_Exercise objective_
Your task is to output the listing word for word, with pictures excluded.

★ ★ ★ ★ ★

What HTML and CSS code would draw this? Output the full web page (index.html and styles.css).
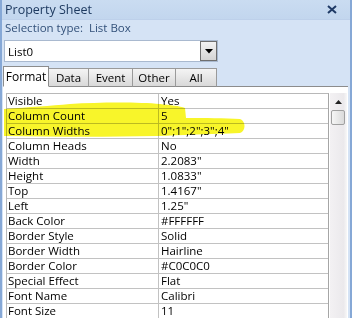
FILE: index.html
```html
<!DOCTYPE html>
<html>
<head>
  <meta name="viewport" content="width=device-width, initial-scale=1">
  <link rel="stylesheet" href="styles.css">
</head>
<body>
  <div class="pane">
    <div class="titlebar">
      <span class="title">Property Sheet</span>
      <svg class="close" width="10" height="9" viewBox="0 0 10 9">
        <path d="M1 1 L9 8 M9 1 L1 8" stroke="#1f3a66" stroke-width="2"/>
      </svg>
    </div>
    <div class="seltype">Selection type:&nbsp; List Box</div>

    <div class="combo-row">
      <div class="combo">
        <span class="combo-text">List0</span>
        <span class="combo-btn">
          <svg width="8" height="5" viewBox="0 0 8 5"><path d="M0 0 H8 L4 4.5 Z" fill="#000"/></svg>
        </span>
      </div>
    </div>

    <div class="tabs">
      <div class="tab active">Format</div>
      <div class="tab">Data</div>
      <div class="tab">Event</div>
      <div class="tab">Other</div>
      <div class="tab">All</div>
      <div class="tab-rest"></div>
    </div>

    <div class="page">
      <div class="grid">
        <div class="row"><div class="name">Visible</div><div class="value">Yes</div></div>
        <div class="row"><div class="name">Column Count</div><div class="value">5</div></div>
        <div class="row"><div class="name">Column Widths</div><div class="value">0";1";2";3";4"</div></div>
        <div class="row"><div class="name">Column Heads</div><div class="value">No</div></div>
        <div class="row"><div class="name">Width</div><div class="value">2.2083"</div></div>
        <div class="row"><div class="name">Height</div><div class="value">1.0833"</div></div>
        <div class="row"><div class="name">Top</div><div class="value">1.4167"</div></div>
        <div class="row"><div class="name">Left</div><div class="value">1.25"</div></div>
        <div class="row"><div class="name">Back Color</div><div class="value">#FFFFFF</div></div>
        <div class="row"><div class="name">Border Style</div><div class="value">Solid</div></div>
        <div class="row"><div class="name">Border Width</div><div class="value">Hairline</div></div>
        <div class="row"><div class="name">Border Color</div><div class="value">#C0C0C0</div></div>
        <div class="row"><div class="name">Special Effect</div><div class="value">Flat</div></div>
        <div class="row"><div class="name">Font Name</div><div class="value">Calibri</div></div>
        <div class="row"><div class="name">Font Size</div><div class="value">11</div></div>
      </div>
      <div class="scrollbar">
        <div class="scroll-up">
          <svg width="7" height="4" viewBox="0 0 7 4"><path d="M0 4 H7 L3.5 0 Z" fill="#222"/></svg>
        </div>
        <div class="thumb"></div>
      </div>
    </div>

    <svg class="marker" width="352" height="318" viewBox="0 0 352 318">
      <path d="M4 109 C30 107 50 106 70 104 C100 102 140 102 160 104 C170 105 180 106 185 108
               L186 118 C205 118 225 118 240 119 C246 121 246 131 240 133
               C210 134 180 135 157 136 C110 137 60 137 4 136 Z"
            fill="#f8f52a"/>
    </svg>
  </div>
</body>
</html>
```

FILE: styles.css
```css
body {
  margin: 0;
  width: 352px;
  height: 318px;
  overflow: hidden;
  background-color: #d5e3f5;
}
.pane {
  position: relative;
  height: 318px;
  border-left: 2px solid #86a8d6;
  border-right: 2px solid #86a8d6;
  background-color: #d5e3f5;
  font-family: "Open Sans", "Liberation Sans", sans-serif;
}
.titlebar {
  display: flex;
  align-items: center;
  justify-content: space-between;
  height: 20px;
  padding: 0 13px 0 3px;
  background: linear-gradient(#cadcf1, #c2d6ee);
  border-bottom: 1px solid #bdd0ea;
  box-sizing: border-box;
}
.title {
  font-size: 12.5px;
  color: #1e3a60;
}
.seltype {
  height: 16px;
  line-height: 15px;
  padding-left: 3px;
  font-size: 11.5px;
  color: #33517a;
}
.combo-row {
  height: 30px;
  padding: 4px 0 0 2px;
  box-sizing: border-box;
}
.combo {
  display: flex;
  align-items: center;
  justify-content: space-between;
  width: 214px;
  height: 22px;
  background-color: #fff;
  border: 1px solid #a9b9cf;
  box-sizing: border-box;
}
.combo-text {
  font-size: 11.5px;
  padding-left: 3px;
  color: #000;
}
.combo-btn {
  display: flex;
  align-items: center;
  justify-content: center;
  width: 17px;
  height: 20px;
  background: linear-gradient(#f2f2f2, #d4d4d4);
  border: 1px solid #6f6f6f;
  box-sizing: border-box;
}
.tabs {
  display: flex;
  align-items: flex-end;
  height: 21px;
  padding-left: 1px;
}
.tab {
  height: 19px;
  line-height: 18px;
  font-size: 11.5px;
  color: #000;
  background: linear-gradient(#f4f4f4, #d9d9d9);
  border: 1px solid #9a9a9a;
  border-left: none;
  border-bottom: 1px solid #8c8c8c;
  box-sizing: border-box;
  text-align: center;
}
.tab:nth-child(2) { width: 40px; }
.tab:nth-child(3) { width: 44px; }
.tab:nth-child(4) { width: 43px; }
.tab:nth-child(5) { width: 41px; }
.tab.active {
  width: 46px;
  height: 21px;
  line-height: 19px;
  background: #fff;
  border-left: 1px solid #8c8c8c;
  border-color: #8c8c8c;
  border-bottom-color: #fff;
  font-size: 12px;
}
.tab-rest {
  flex: 1;
  border-bottom: 1px solid #8c8c8c;
  margin-right: 2px;
}
.page {
  display: flex;
  align-items: flex-start;
  height: 231px;
  margin: 0 2px 0 1px;
  padding: 6px 0 0 3px;
  background-color: #fff;
}
.grid {
  width: 323px;
  border: 1px solid #b8b8b8;
  border-right-color: #a6a6a6;
  box-sizing: border-box;
  font-size: 11.5px;
  color: #000;
}
.row {
  display: flex;
  height: 15px;
  border-bottom: 1px solid #c2c2c2;
  box-sizing: border-box;
}
.name {
  width: 150px;
  padding-left: 1px;
  line-height: 14px;
  border-right: 1px solid #c2c2c2;
  white-space: nowrap;
}
.value {
  padding-left: 2px;
  line-height: 14px;
  white-space: nowrap;
}
.scrollbar {
  width: 17px;
  height: 231px;
  margin-left: 1px;
  background: linear-gradient(90deg, #f3f1f3, #ebe9ec 80%, #f8f8f8);
}
.scroll-up {
  display: flex;
  justify-content: center;
  align-items: center;
  height: 17px;
}
.thumb {
  width: 14px;
  height: 15px;
  margin-left: 1px;
  border: 1px solid #a0a0a0;
  border-radius: 2px;
  background: linear-gradient(90deg, #f6f6f6, #dadada);
  box-sizing: border-box;
}
.marker {
  position: absolute;
  left: -2px;
  top: 0;
  pointer-events: none;
  mix-blend-mode: multiply;
}
```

★ ★ ★ ★ ★

_The reply_
What HTML and CSS code would draw this? Output the full web page (index.html and styles.css).
FILE: index.html
```html
<!DOCTYPE html>
<html>
<head>
  <meta name="viewport" content="width=device-width, initial-scale=1">
  <link rel="stylesheet" href="styles.css">
</head>
<body>
  <div class="pane">
    <div class="titlebar">
      <span class="title">Property Sheet</span>
      <svg class="close" width="10" height="9" viewBox="0 0 10 9">
        <path d="M1 1 L9 8 M9 1 L1 8" stroke="#1f3a66" stroke-width="2"/>
      </svg>
    </div>
    <div class="seltype">Selection type:&nbsp; List Box</div>

    <div class="combo-row">
      <div class="combo">
        <span class="combo-text">List0</span>
        <span class="combo-btn">
          <svg width="8" height="5" viewBox="0 0 8 5"><path d="M0 0 H8 L4 4.5 Z" fill="#000"/></svg>
        </span>
      </div>
    </div>

    <div class="tabs">
      <div class="tab active">Format</div>
      <div class="tab">Data</div>
      <div class="tab">Event</div>
      <div class="tab">Other</div>
      <div class="tab">All</div>
      <div class="tab-rest"></div>
    </div>

    <div class="page">
      <div class="grid">
        <div class="row"><div class="name">Visible</div><div class="value">Yes</div></div>
        <div class="row"><div class="name">Column Count</div><div class="value">5</div></div>
        <div class="row"><div class="name">Column Widths</div><div class="value">0";1";2";3";4"</div></div>
        <div class="row"><div class="name">Column Heads</div><div class="value">No</div></div>
        <div class="row"><div class="name">Width</div><div class="value">2.2083"</div></div>
        <div class="row"><div class="name">Height</div><div class="value">1.0833"</div></div>
        <div class="row"><div class="name">Top</div><div class="value">1.4167"</div></div>
        <div class="row"><div class="name">Left</div><div class="value">1.25"</div></div>
        <div class="row"><div class="name">Back Color</div><div class="value">#FFFFFF</div></div>
        <div class="row"><div class="name">Border Style</div><div class="value">Solid</div></div>
        <div class="row"><div class="name">Border Width</div><div class="value">Hairline</div></div>
        <div class="row"><div class="name">Border Color</div><div class="value">#C0C0C0</div></div>
        <div class="row"><div class="name">Special Effect</div><div class="value">Flat</div></div>
        <div class="row"><div class="name">Font Name</div><div class="value">Calibri</div></div>
        <div class="row"><div class="name">Font Size</div><div class="value">11</div></div>
      </div>
      <div class="scrollbar">
        <div class="scroll-up">
          <svg width="7" height="4" viewBox="0 0 7 4"><path d="M0 4 H7 L3.5 0 Z" fill="#222"/></svg>
        </div>
        <div class="thumb"></div>
      </div>
    </div>

    <svg class="marker" width="352" height="318" viewBox="0 0 352 318">
      <path d="M4 109 C30 107 50 106 70 104 C100 102 140 102 160 104 C170 105 180 106 185 108
               L186 118 C205 118 225 118 240 119 C246 121 246 131 240 133
               C210 134 180 135 157 136 C110 137 60 137 4 136 Z"
            fill="#f8f52a"/>
    </svg>
  </div>
</body>
</html>
```

FILE: styles.css
```css
body {
  margin: 0;
  width: 352px;
  height: 318px;
  overflow: hidden;
  background-color: #d5e3f5;
}
.pane {
  position: relative;
  height: 318px;
  border-left: 2px solid #86a8d6;
  border-right: 2px solid #86a8d6;
  background-color: #d5e3f5;
  font-family: "Open Sans", "Liberation Sans", sans-serif;
}
.titlebar {
  display: flex;
  align-items: center;
  justify-content: space-between;
  height: 20px;
  padding: 0 13px 0 3px;
  background: linear-gradient(#cadcf1, #c2d6ee);
  border-bottom: 1px solid #bdd0ea;
  box-sizing: border-box;
}
.title {
  font-size: 12.5px;
  color: #1e3a60;
}
.seltype {
  height: 16px;
  line-height: 15px;
  padding-left: 3px;
  font-size: 11.5px;
  color: #33517a;
}
.combo-row {
  height: 30px;
  padding: 4px 0 0 2px;
  box-sizing: border-box;
}
.combo {
  display: flex;
  align-items: center;
  justify-content: space-between;
  width: 214px;
  height: 22px;
  background-color: #fff;
  border: 1px solid #a9b9cf;
  box-sizing: border-box;
}
.combo-text {
  font-size: 11.5px;
  padding-left: 3px;
  color: #000;
}
.combo-btn {
  display: flex;
  align-items: center;
  justify-content: center;
  width: 17px;
  height: 20px;
  background: linear-gradient(#f2f2f2, #d4d4d4);
  border: 1px solid #6f6f6f;
  box-sizing: border-box;
}
.tabs {
  display: flex;
  align-items: flex-end;
  height: 21px;
  padding-left: 1px;
}
.tab {
  height: 19px;
  line-height: 18px;
  font-size: 11.5px;
  color: #000;
  background: linear-gradient(#f4f4f4, #d9d9d9);
  border: 1px solid #9a9a9a;
  border-left: none;
  border-bottom: 1px solid #8c8c8c;
  box-sizing: border-box;
  text-align: center;
}
.tab:nth-child(2) { width: 40px; }
.tab:nth-child(3) { width: 44px; }
.tab:nth-child(4) { width: 43px; }
.tab:nth-child(5) { width: 41px; }
.tab.active {
  width: 46px;
  height: 21px;
  line-height: 19px;
  background: #fff;
  border-left: 1px solid #8c8c8c;
  border-color: #8c8c8c;
  border-bottom-color: #fff;
  font-size: 12px;
}
.tab-rest {
  flex: 1;
  border-bottom: 1px solid #8c8c8c;
  margin-right: 2px;
}
.page {
  display: flex;
  align-items: flex-start;
  height: 231px;
  margin: 0 2px 0 1px;
  padding: 6px 0 0 3px;
  background-color: #fff;
}
.grid {
  width: 323px;
  border: 1px solid #b8b8b8;
  border-right-color: #a6a6a6;
  box-sizing: border-box;
  font-size: 11.5px;
  color: #000;
}
.row {
  display: flex;
  height: 15px;
  border-bottom: 1px solid #c2c2c2;
  box-sizing: border-box;
}
.name {
  width: 150px;
  padding-left: 1px;
  line-height: 14px;
  border-right: 1px solid #c2c2c2;
  white-space: nowrap;
}
.value {
  padding-left: 2px;
  line-height: 14px;
  white-space: nowrap;
}
.scrollbar {
  width: 17px;
  height: 231px;
  margin-left: 1px;
  background: linear-gradient(90deg, #f3f1f3, #ebe9ec 80%, #f8f8f8);
}
.scroll-up {
  display: flex;
  justify-content: center;
  align-items: center;
  height: 17px;
}
.thumb {
  width: 14px;
  height: 15px;
  margin-left: 1px;
  border: 1px solid #a0a0a0;
  border-radius: 2px;
  background: linear-gradient(90deg, #f6f6f6, #dadada);
  box-sizing: border-box;
}
.marker {
  position: absolute;
  left: -2px;
  top: 0;
  pointer-events: none;
  mix-blend-mode: multiply;
}
```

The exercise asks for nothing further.